Tuesday, November 01, 2011

The People They Refuse To See

As Stephen Harper jets off to Cannes, trumpeting his government's economic performance, someone should follow him with a copy of the latest Food Banks Canada  Report. That report, which was released today, contains some very disturbing numbers:

More than 851,000 individuals visited a food bank in March alone, a number that’s little changed from last year’s record and still 26 per cent above prerecession levels.

And the picture gets bleaker:

The findings reveal that recipients span the spectrum. Nearly 100,000 of them are first-time users and one in five actually has a job or has recently been employed. More than one in ten are immigrants or refugees – many of whom are highly educated, and usage is growing among seniors.

The monthly numbers are not an aberration. According to Craig Alexander, chief economist at the Toronto Dominion Bank, they reflect long term trends:

While the number of jobs lost in the recession has been recouped, many new positions aren’t as well-paid as the former ones. Wage growth has not kept pace with inflation. Globalization, outsourcing and technological changes have eliminated many middle-skilled, middle-income jobs. And displaced factory workers are having trouble re-entering the work force.

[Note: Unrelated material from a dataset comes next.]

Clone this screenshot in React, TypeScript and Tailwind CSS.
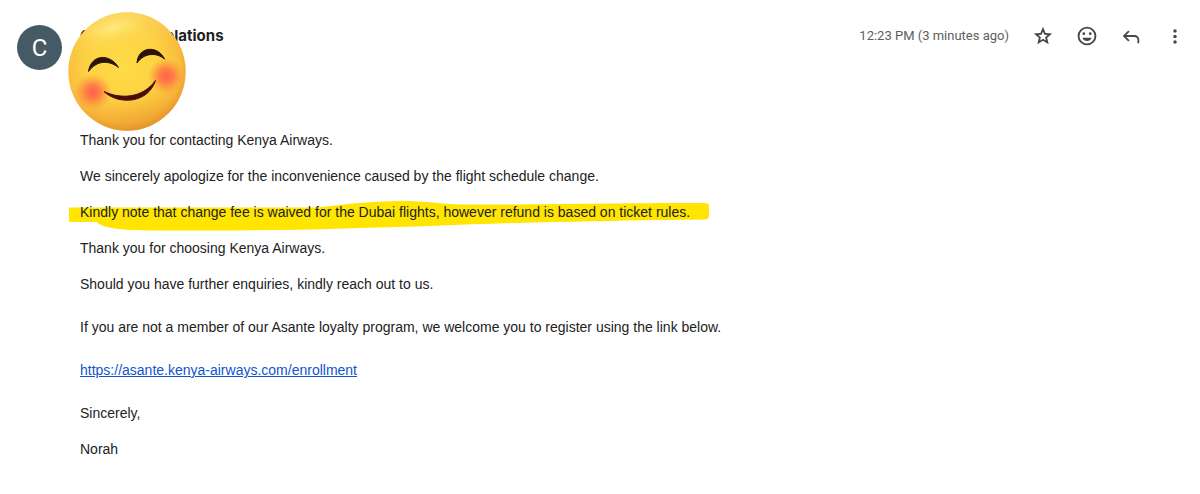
import type { ReactNode } from "react";

function BlushingFace() {
  return (
    <svg
      viewBox="0 0 118 120"
      className="pointer-events-none absolute -left-3 -top-3 h-[120px] w-[118px]"
      role="img"
      aria-label="Smiling face"
    >
      <defs>
        <radialGradient id="face" cx="0.47" cy="0.45" r="0.57">
          <stop offset="0" stopColor="#ffdb46" />
          <stop offset="0.55" stopColor="#fdd242" />
          <stop offset="0.85" stopColor="#f9bd3c" />
          <stop offset="1" stopColor="#e99a2e" />
        </radialGradient>
        <linearGradient id="shade" x1="0.4" y1="0" x2="0.6" y2="1">
          <stop offset="0" stopColor="#fff08a" stopOpacity="0.5" />
          <stop offset="0.35" stopColor="#ffe060" stopOpacity="0" />
          <stop offset="0.65" stopColor="#ee9c30" stopOpacity="0" />
          <stop offset="1" stopColor="#e08424" stopOpacity="0.5" />
        </linearGradient>
        <radialGradient id="shine">
          <stop offset="0" stopColor="#fff6a0" stopOpacity="0.6" />
          <stop offset="1" stopColor="#ffe769" stopOpacity="0" />
        </radialGradient>
        <radialGradient id="blush">
          <stop offset="0" stopColor="#ff5a4c" stopOpacity="0.95" />
          <stop offset="0.4" stopColor="#ff6048" stopOpacity="0.7" />
          <stop offset="1" stopColor="#ff8040" stopOpacity="0" />
        </radialGradient>
      </defs>
      <ellipse cx="59" cy="59.5" rx="58.7" ry="59.2" fill="url(#face)" />
      <ellipse cx="59" cy="59.5" rx="58.7" ry="59.2" fill="url(#shade)" />
      <ellipse cx="45" cy="16" rx="36" ry="13" fill="url(#shine)" transform="rotate(-14 45 16)" />
      <ellipse cx="25" cy="80" rx="19" ry="18" fill="url(#blush)" />
      <ellipse cx="98" cy="64" rx="18" ry="18" fill="url(#blush)" />
      <path d="M20.5 59.5C23 42 42 41 50.5 55.5C41 48 29 48 20.5 59.5Z" fill="#2b1308" stroke="#2b1308" strokeLinejoin="round" />
      <path d="M69 51C70 34 90 33 96.5 47C88 40 76 41 69 51Z" fill="#2b1308" stroke="#2b1308" strokeLinejoin="round" />
      <path d="M36 79.5C52 87 74 87 87.5 68.5C80 92 50 93 36 79.5Z" fill="#4b0d0b" stroke="#4b0d0b" strokeLinejoin="round" />
    </svg>
  );
}

function Marker() {
  return (
    <svg
      viewBox="0 0 642 36"
      className="pointer-events-none absolute -left-3 -top-2 -z-10 h-9 w-[642px] max-w-none"
      aria-hidden="true"
    >
      <path
        d="M1 12.5H248C275 10 300 6 335 6C360 6 370 9 395 9.5C460 10 530 8 637 8Q641 8 641 11V21Q641 24.5 636 24.5C580 25 530 26 488 27C420 28 360 32 290 33C240 35 180 35.500 100 35.500C65 35.500 35 35 29 27H1Z"
        fill="#ffe500"
      />
    </svg>
  );
}

function IconButton({ label, children }: { label: string; children: ReactNode }) {
  return (
    <button type="button" aria-label={label} className="flex size-6 items-center justify-center text-[#444746]">
      <svg viewBox="0 0 24 24" className="size-[22px]" fill="currentColor" aria-hidden="true">
        {children}
      </svg>
    </button>
  );
}

export default function App() {
  return (
    <main className="min-h-screen bg-white pb-9 pl-[17px] pr-[13px] pt-6 font-['Liberation_Sans',Arial,sans-serif] text-[#222222]">
      <article className="flex items-start gap-[18px]">
        <div className="mt-px flex size-[45px] shrink-0 items-center justify-center rounded-full bg-[#455a64] font-[Roboto,sans-serif] text-2xl text-white">
          C
        </div>
        <div className="relative min-w-0 flex-1">
          <header className="flex h-6 items-center justify-between">
            <h2 className="font-[Inter,sans-serif] text-[15px] font-bold text-[#1f1f1f]">Customer Relations</h2>
            <div className="flex items-center gap-[22px]">
              <time className="font-[Roboto,sans-serif] text-[13px] text-[#5e5e5e]">12:23 PM (3 minutes ago)</time>
              <div className="flex items-center gap-5">
                <IconButton label="Star">
                  <path d="m8.85 16.825 3.150-1.900 3.150 1.925-.825-3.600 2.775-2.400-3.650-.325-1.450-3.400-1.450 3.375-3.650.325 2.775 2.425zM5.825 21l1.625-7.025L2 9.250l7.200-.625L12 2l2.800 6.625 7.200.625-5.450 4.725L18.175 21 12 17.275z" />
                </IconButton>
                <IconButton label="Add reaction">
                  <circle cx="12" cy="12" r="9.2" fill="none" stroke="currentColor" strokeWidth="2" />
                  <circle cx="8.5" cy="9.5" r="1.5" />
                  <circle cx="15.5" cy="9.5" r="1.5" />
                  <path d="M7 14h10c-.8 2.300-2.700 3.500-5 3.500s-4.200-1.200-5-3.500z" />
                </IconButton>
                <IconButton label="Reply">
                  <path d="M19 20v-4q0-1.250-.875-2.125T16 13H6.825l3.600 3.600L9 18l-6-6 6-6 1.425 1.400-3.600 3.600H16q2.075 0 3.538 1.463T21 16v4z" />
                </IconButton>
                <IconButton label="More">
                  <circle cx="12" cy="6.5" r="1.9" />
                  <circle cx="12" cy="12.5" r="1.9" />
                  <circle cx="12" cy="18.5" r="1.9" />
                </IconButton>
              </div>
            </div>
          </header>
          <div className="flex flex-col gap-[25px] pt-[83px] text-sm leading-[18px]">
            <div className="flex flex-col gap-[18px]">
              <p>Thank you for contacting Kenya Airways.</p>
              <p>We sincerely apologize for the inconvenience caused by the flight schedule change.</p>
              <p className="relative z-0">
                <Marker />
                Kindly note that change fee is waived for the Dubai flights, however refund is based on ticket rules.
              </p>
              <p>Thank you for choosing Kenya Airways.</p>
              <p>Should you have further enquiries, kindly reach out to us.</p>
            </div>
            <p>If you are not a member of our Asante loyalty program, we welcome you to register using the link below.</p>
            <p>
              <a href="https://asante.kenya-airways.com/enrollment" className="text-[#1155cc] underline">
                https://asante.kenya-airways.com/enrollment
              </a>
            </p>
            <div className="flex flex-col gap-[18px]">
              <p>Sincerely,</p>
              <p>Norah</p>
            </div>
          </div>
          <BlushingFace />
        </div>
      </article>
    </main>
  );
}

Worse still, the present government doesn't want to see these trends. It has worked hard to sweep the numbers under the rug:

The federal government no longer produces national welfare statistics, and not all provinces publish their social-assistance caseloads. Unlike the U.S., Statistics Canada doesn’t publish how many unemployed people run out of EI without finding work. And the agency’s data on incomes is published with a two-year lag – meaning the last national indicator on poverty rates is from 2009.

The gap between the poor and the rich is widening, a recent Conference Board of Canada paper found. It said income disparity has risen more rapidly in Canada than in most of its peer countries, including the United States, since the mid-1990s.

Mr. Harper won a majority claiming that, for Canadians, things were getting better. The Food Banks Report makes clear that his claim was cynically untrue. This government is allergic to facts. It's also allergic to the poor. It simply refuses to see them.


Tossing Pebbles in the Stream said...

The rising cost of food forces one to purchase less healthy food. Beyond the food banks there are still many who have to shop with an idea of meeting the need to fill onself up and not necessarily to meet the best nutritional needs.
So foodbanks do not tell the whole story.

thwap said...

harper would be a miserable failure economically speaking, if he actually cared about facts like you've just presented.

But harper is a monster for whom higher poverty is the intended consequence of the policies pursued.

harper has dedicated his ugly, miserable existence to robbing from the poor to give to the rich.

Owen Gray said...

The usual line from these folks, thwap, is that they oppose wealth redistibution -- as in the wealthy shall share some of their wealth with the poor.

But, in truth, they promote wealth distribution -- from the poor to those who have plenty.

They argue that charity should be optional -- except they don't allow the poor to practise that option.

ChrisJ said...

And we have almost four more years to go!

Owen Gray said...

And the damage they can do in that time is substantial, Chris. I notice this morning that Ontario and Quebec are refusing to pay for the Conservatives' law and order agenda.

The opposition will (or should) switch to the provinces.

Owen Gray said...

That's absolutely true, Philip. Food banks do not guarantee health. They are -- or they should be -- temporary solutions for immediate problems.

However, they have become permanent fixtures -- and it would appear that the powers that be are not losing any sleep over that fact.

But, then, facts don't seem to matter much these days.